The answer is hydra-headed. On its investor relations page, Netflix described itself as ‘world’s leading Internet television network with over 81 million members in over 190 countries enjoying more than 125 million hours of TV shows and movies per day, including original series, documentaries and feature films”. However, the fact is that, although Netflix has gone global making its streaming services available to all major countries including Nigeria, the company is not yet an international/multinational Internet TV Network. Virtually 99% of its 15,000 titles in its library are not just in English language but are Hollywood contents and very few original series. Netflix is just producing its first sets of Japanese, French original series. The idea of a truly global Internet TV network is still far off.
Also to be noted is Netflix’s top to bottom marketing strategy. Netflix currently has 81 million global subscription. Over 50% of these people are from the US. The company’s US influence is currently being challenged by Amazon’s new streaming service. It was expected that going global would have changed the fortune of Netflix, but its marketing is from the American lens. Netflix does not have a local/regional sales force to push for new subscribers. It only created sub-domains for all the 130 new countries with sponsored Facebook post and few programmatic banners pushing some of its new original series. If Netflix must get an upsurge in subscriber rate, it must change its current conservative strategy.
While Nigeria might not be a growth driver for Netflix, the Nigeria and South Africa are the major indicator of Netflix fortunes in the entire African continents. Netflix has not partnered with local telecom networks and data providers as to devise how its service can be easily accessed in the market. Individual carriers tried starting their own Netflix bundles, marketing the service with no support from Netflix. They have since soft-pedaled, abandoning it for their monthly data subscription campaigns.

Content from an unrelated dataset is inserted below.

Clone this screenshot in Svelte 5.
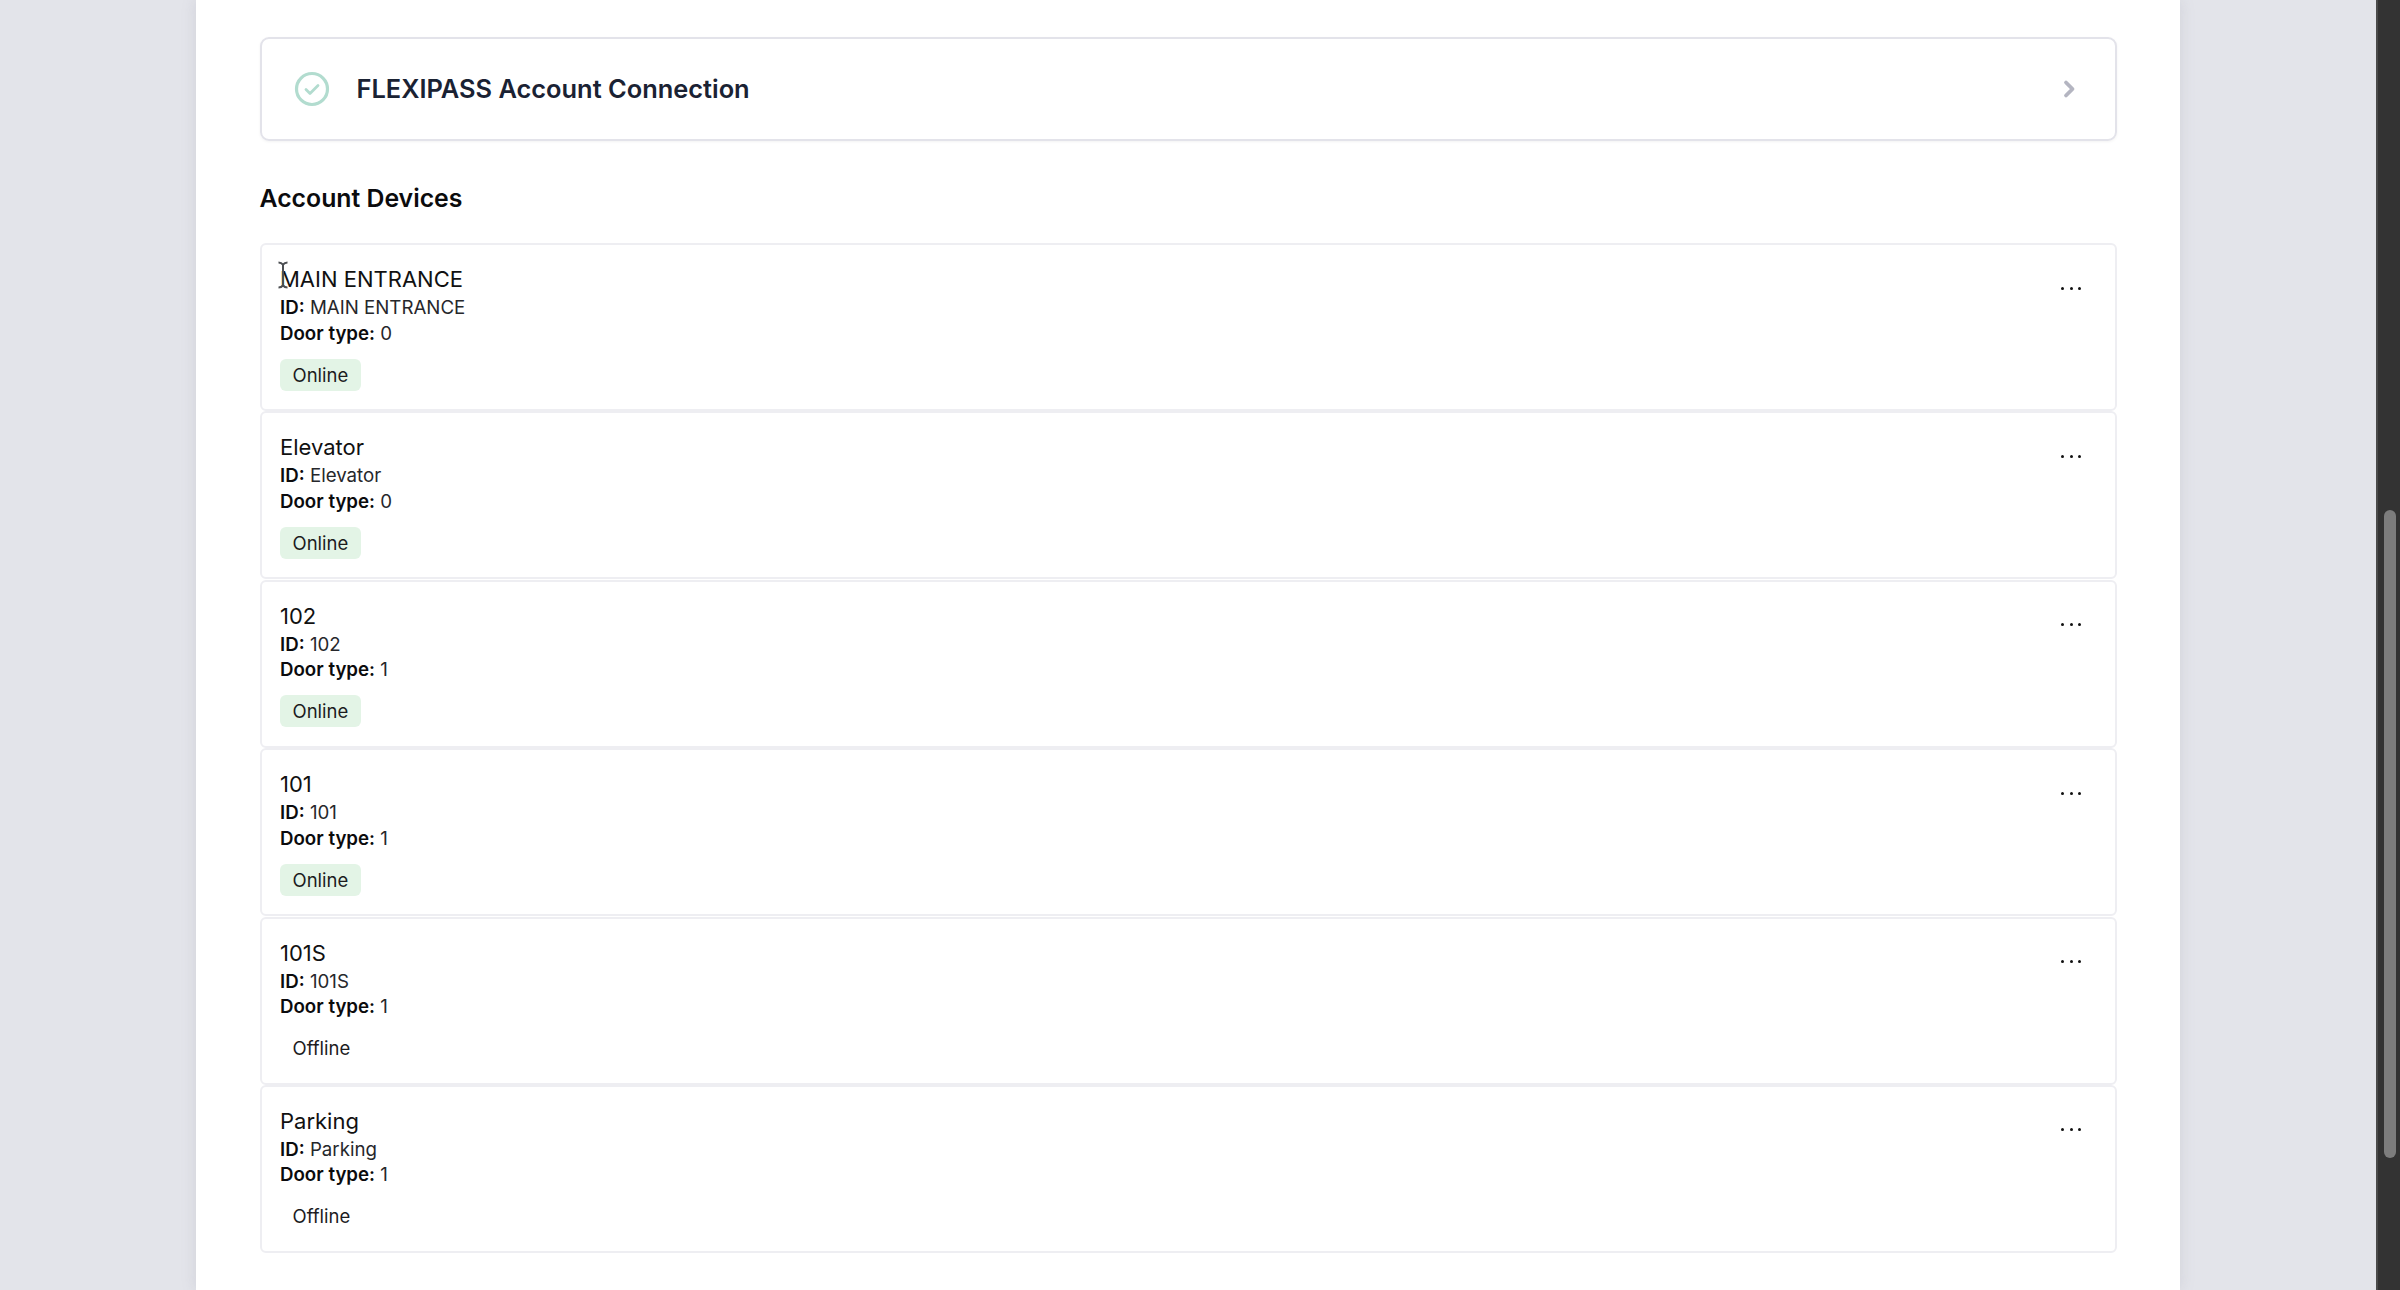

So Is This A Good News for IrokoTV?
Since the launch of Netflix into more countries inclusive of Nigeria and major African countries, analysts have argued that the prospect for IrokoTV, a local streaming service launched by Jason Njoku, is gloomy.
Does the latest forecast portend good omen for IrokoTV. This is not really a yes. IrokoTV is currently nor doing well at the moment. The last data shared by its founder when the going was good in 2013, was about 30,000 paid subscribers. IrokoTV had faced series of challenges afterwards. From laying off over 100 staff to shutting down its offices in New York, the streaming service which mirrored Netflix is currently not putting any fight.
IrokoTV has not being able to formulate a stable business model. For a continent where data is pretty much expensive, shutting down your website and moving to mobile viewing is not a wise decision. The short-lived boom for IrokoTV was driven by desktop users who watch films during working hours. Netflix, the leading streaming service gives access to their platform on any connected device with a screen.
What Can Netflix do?
A major challenge that Netflix will face in a country like Nigeria is the rate of churn (customers who drop off after their first or few subscriptions). For Netflix to avoid this, the company must have ‘boots on the ground’ such as customer service and a marketing team that connect with both networks and subscribers.
For a market like Nigeria, adopting an advertisement funded model where subscription rate can be crashed further might be a good way to go. But is Netflix ready for this paradigm shift for a market like Nigeria?